**WHAT THE EXERCISE ASKS:**
Would you repeat the listing exactly but omit every picture?

━━━━━━━━━━━━━━━━━━━━━━━━━━━━━━

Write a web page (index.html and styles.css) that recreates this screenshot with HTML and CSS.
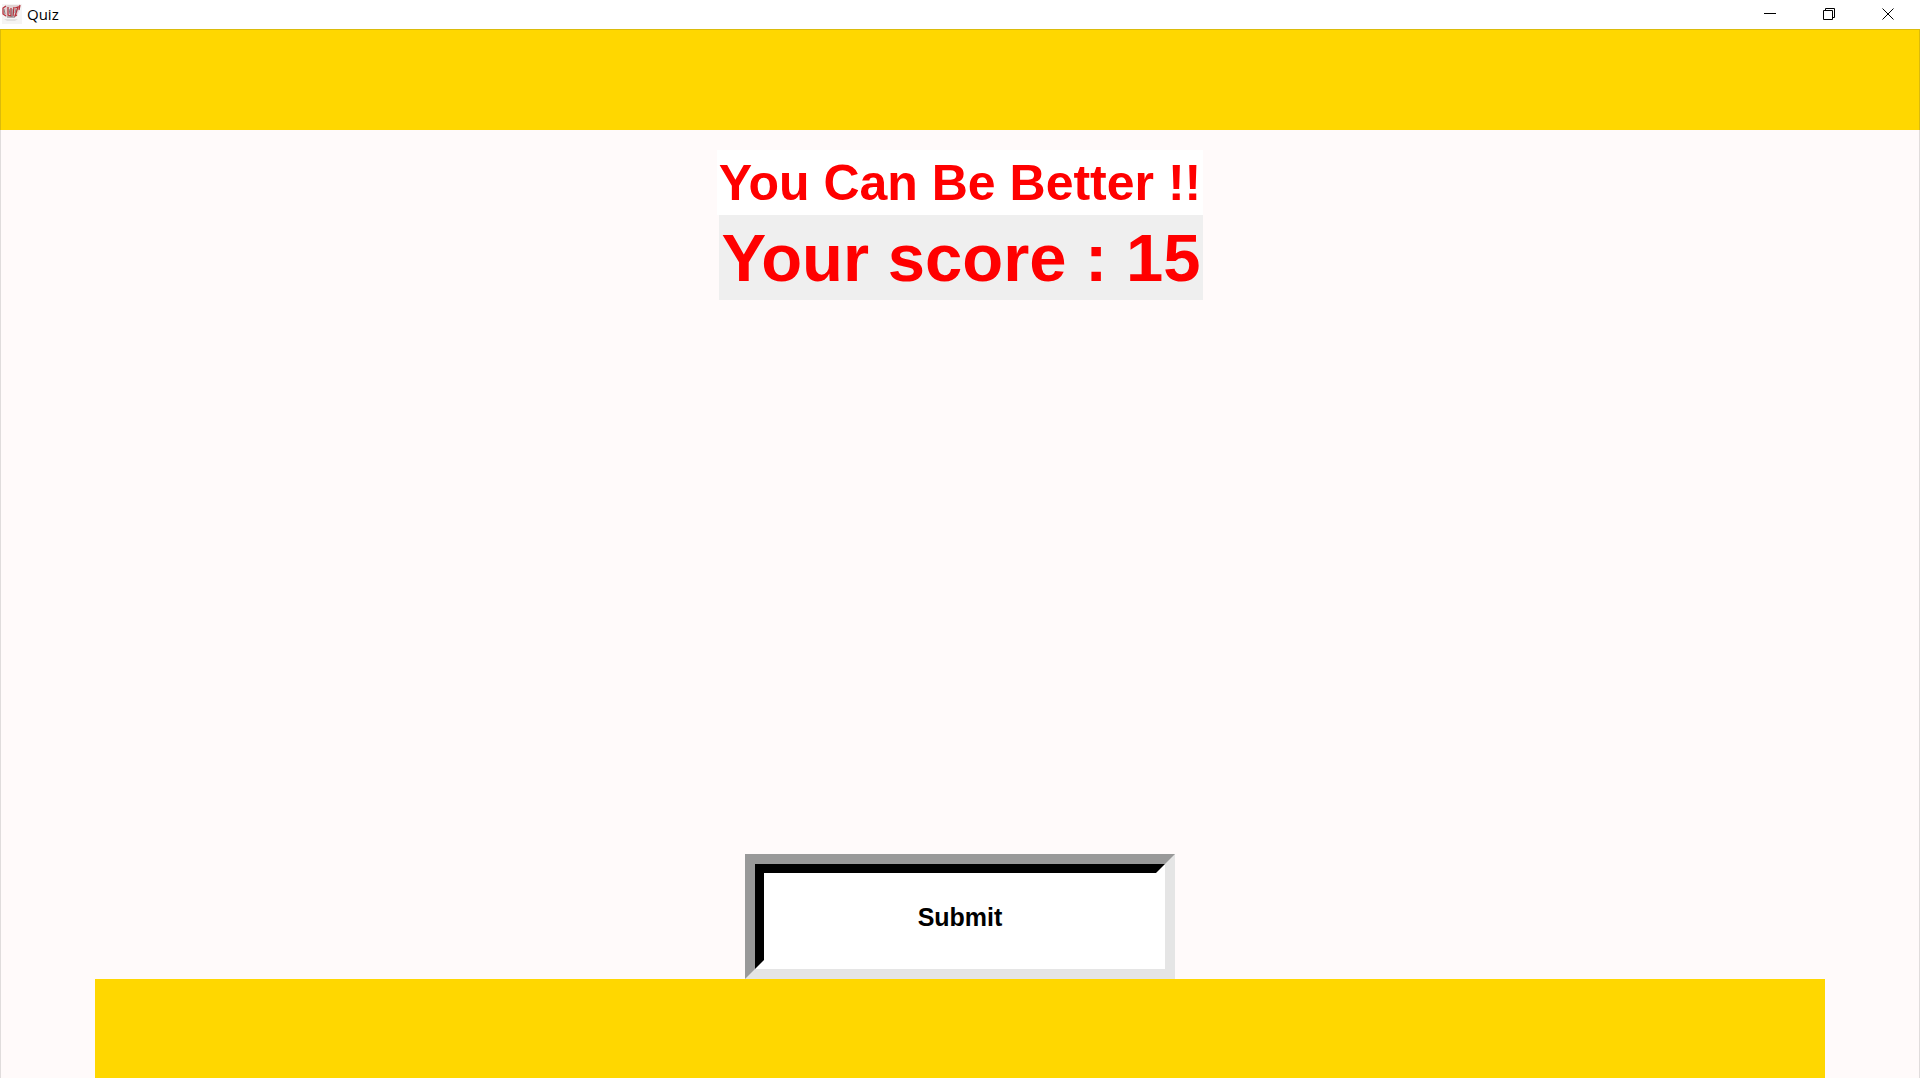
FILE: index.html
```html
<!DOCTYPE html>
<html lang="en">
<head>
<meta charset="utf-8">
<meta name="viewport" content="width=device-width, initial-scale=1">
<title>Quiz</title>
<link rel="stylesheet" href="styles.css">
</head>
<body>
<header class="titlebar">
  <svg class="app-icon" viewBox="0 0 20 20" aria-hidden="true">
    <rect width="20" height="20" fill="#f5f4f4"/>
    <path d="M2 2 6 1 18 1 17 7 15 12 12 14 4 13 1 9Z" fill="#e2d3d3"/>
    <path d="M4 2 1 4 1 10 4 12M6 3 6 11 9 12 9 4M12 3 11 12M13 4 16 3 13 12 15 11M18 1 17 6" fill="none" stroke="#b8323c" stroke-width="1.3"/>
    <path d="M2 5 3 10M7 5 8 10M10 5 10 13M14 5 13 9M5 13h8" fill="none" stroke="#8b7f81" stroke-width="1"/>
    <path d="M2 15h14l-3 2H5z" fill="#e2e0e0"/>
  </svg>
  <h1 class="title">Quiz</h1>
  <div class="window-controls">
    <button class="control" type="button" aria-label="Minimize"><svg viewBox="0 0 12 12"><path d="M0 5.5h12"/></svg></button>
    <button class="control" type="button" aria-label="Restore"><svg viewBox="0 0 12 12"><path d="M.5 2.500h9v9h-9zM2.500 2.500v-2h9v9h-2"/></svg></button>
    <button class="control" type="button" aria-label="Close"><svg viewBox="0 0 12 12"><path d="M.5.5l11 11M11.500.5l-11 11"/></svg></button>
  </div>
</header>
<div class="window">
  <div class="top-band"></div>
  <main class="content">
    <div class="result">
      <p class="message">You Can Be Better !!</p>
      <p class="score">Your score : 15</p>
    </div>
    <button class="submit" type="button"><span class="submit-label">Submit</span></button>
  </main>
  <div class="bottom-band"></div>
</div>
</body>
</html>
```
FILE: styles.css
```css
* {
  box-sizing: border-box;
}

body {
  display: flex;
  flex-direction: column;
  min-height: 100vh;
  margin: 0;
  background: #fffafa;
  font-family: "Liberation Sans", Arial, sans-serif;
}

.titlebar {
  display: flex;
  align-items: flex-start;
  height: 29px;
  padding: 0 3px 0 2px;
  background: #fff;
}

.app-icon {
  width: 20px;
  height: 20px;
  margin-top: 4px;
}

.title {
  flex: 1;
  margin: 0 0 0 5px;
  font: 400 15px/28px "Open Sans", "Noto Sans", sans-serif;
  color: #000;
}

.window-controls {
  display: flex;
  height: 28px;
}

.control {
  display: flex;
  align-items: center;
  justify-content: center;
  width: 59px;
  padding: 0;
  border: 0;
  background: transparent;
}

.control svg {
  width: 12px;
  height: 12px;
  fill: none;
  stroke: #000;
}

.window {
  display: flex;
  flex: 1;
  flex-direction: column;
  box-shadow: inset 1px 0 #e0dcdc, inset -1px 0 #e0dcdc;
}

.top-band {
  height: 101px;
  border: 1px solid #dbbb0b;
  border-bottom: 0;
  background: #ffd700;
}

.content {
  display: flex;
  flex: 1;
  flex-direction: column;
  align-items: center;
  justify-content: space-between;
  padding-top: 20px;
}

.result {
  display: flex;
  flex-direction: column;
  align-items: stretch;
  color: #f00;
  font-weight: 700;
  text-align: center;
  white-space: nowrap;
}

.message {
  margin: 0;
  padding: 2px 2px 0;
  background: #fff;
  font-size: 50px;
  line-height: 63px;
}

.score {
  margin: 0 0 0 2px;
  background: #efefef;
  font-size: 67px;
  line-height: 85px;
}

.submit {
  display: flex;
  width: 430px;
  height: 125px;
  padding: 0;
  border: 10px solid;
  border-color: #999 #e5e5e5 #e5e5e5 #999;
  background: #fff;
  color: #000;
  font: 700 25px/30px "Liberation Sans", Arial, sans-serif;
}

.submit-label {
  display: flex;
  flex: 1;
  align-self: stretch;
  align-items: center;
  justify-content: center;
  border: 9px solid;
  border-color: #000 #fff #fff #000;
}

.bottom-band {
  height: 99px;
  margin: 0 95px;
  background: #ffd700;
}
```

━━━━━━━━━━━━━━━━━━━━━━━━━━━━━━

**WRITTEN SOLUTION:**
Write a web page (index.html and styles.css) that recreates this screenshot with HTML and CSS.
FILE: index.html
```html
<!DOCTYPE html>
<html lang="en">
<head>
<meta charset="utf-8">
<meta name="viewport" content="width=device-width, initial-scale=1">
<title>Quiz</title>
<link rel="stylesheet" href="styles.css">
</head>
<body>
<header class="titlebar">
  <svg class="app-icon" viewBox="0 0 20 20" aria-hidden="true">
    <rect width="20" height="20" fill="#f5f4f4"/>
    <path d="M2 2 6 1 18 1 17 7 15 12 12 14 4 13 1 9Z" fill="#e2d3d3"/>
    <path d="M4 2 1 4 1 10 4 12M6 3 6 11 9 12 9 4M12 3 11 12M13 4 16 3 13 12 15 11M18 1 17 6" fill="none" stroke="#b8323c" stroke-width="1.3"/>
    <path d="M2 5 3 10M7 5 8 10M10 5 10 13M14 5 13 9M5 13h8" fill="none" stroke="#8b7f81" stroke-width="1"/>
    <path d="M2 15h14l-3 2H5z" fill="#e2e0e0"/>
  </svg>
  <h1 class="title">Quiz</h1>
  <div class="window-controls">
    <button class="control" type="button" aria-label="Minimize"><svg viewBox="0 0 12 12"><path d="M0 5.5h12"/></svg></button>
    <button class="control" type="button" aria-label="Restore"><svg viewBox="0 0 12 12"><path d="M.5 2.500h9v9h-9zM2.500 2.500v-2h9v9h-2"/></svg></button>
    <button class="control" type="button" aria-label="Close"><svg viewBox="0 0 12 12"><path d="M.5.5l11 11M11.500.5l-11 11"/></svg></button>
  </div>
</header>
<div class="window">
  <div class="top-band"></div>
  <main class="content">
    <div class="result">
      <p class="message">You Can Be Better !!</p>
      <p class="score">Your score : 15</p>
    </div>
    <button class="submit" type="button"><span class="submit-label">Submit</span></button>
  </main>
  <div class="bottom-band"></div>
</div>
</body>
</html>
```
FILE: styles.css
```css
* {
  box-sizing: border-box;
}

body {
  display: flex;
  flex-direction: column;
  min-height: 100vh;
  margin: 0;
  background: #fffafa;
  font-family: "Liberation Sans", Arial, sans-serif;
}

.titlebar {
  display: flex;
  align-items: flex-start;
  height: 29px;
  padding: 0 3px 0 2px;
  background: #fff;
}

.app-icon {
  width: 20px;
  height: 20px;
  margin-top: 4px;
}

.title {
  flex: 1;
  margin: 0 0 0 5px;
  font: 400 15px/28px "Open Sans", "Noto Sans", sans-serif;
  color: #000;
}

.window-controls {
  display: flex;
  height: 28px;
}

.control {
  display: flex;
  align-items: center;
  justify-content: center;
  width: 59px;
  padding: 0;
  border: 0;
  background: transparent;
}

.control svg {
  width: 12px;
  height: 12px;
  fill: none;
  stroke: #000;
}

.window {
  display: flex;
  flex: 1;
  flex-direction: column;
  box-shadow: inset 1px 0 #e0dcdc, inset -1px 0 #e0dcdc;
}

.top-band {
  height: 101px;
  border: 1px solid #dbbb0b;
  border-bottom: 0;
  background: #ffd700;
}

.content {
  display: flex;
  flex: 1;
  flex-direction: column;
  align-items: center;
  justify-content: space-between;
  padding-top: 20px;
}

.result {
  display: flex;
  flex-direction: column;
  align-items: stretch;
  color: #f00;
  font-weight: 700;
  text-align: center;
  white-space: nowrap;
}

.message {
  margin: 0;
  padding: 2px 2px 0;
  background: #fff;
  font-size: 50px;
  line-height: 63px;
}

.score {
  margin: 0 0 0 2px;
  background: #efefef;
  font-size: 67px;
  line-height: 85px;
}

.submit {
  display: flex;
  width: 430px;
  height: 125px;
  padding: 0;
  border: 10px solid;
  border-color: #999 #e5e5e5 #e5e5e5 #999;
  background: #fff;
  color: #000;
  font: 700 25px/30px "Liberation Sans", Arial, sans-serif;
}

.submit-label {
  display: flex;
  flex: 1;
  align-self: stretch;
  align-items: center;
  justify-content: center;
  border: 9px solid;
  border-color: #000 #fff #fff #000;
}

.bottom-band {
  height: 99px;
  margin: 0 95px;
  background: #ffd700;
}
```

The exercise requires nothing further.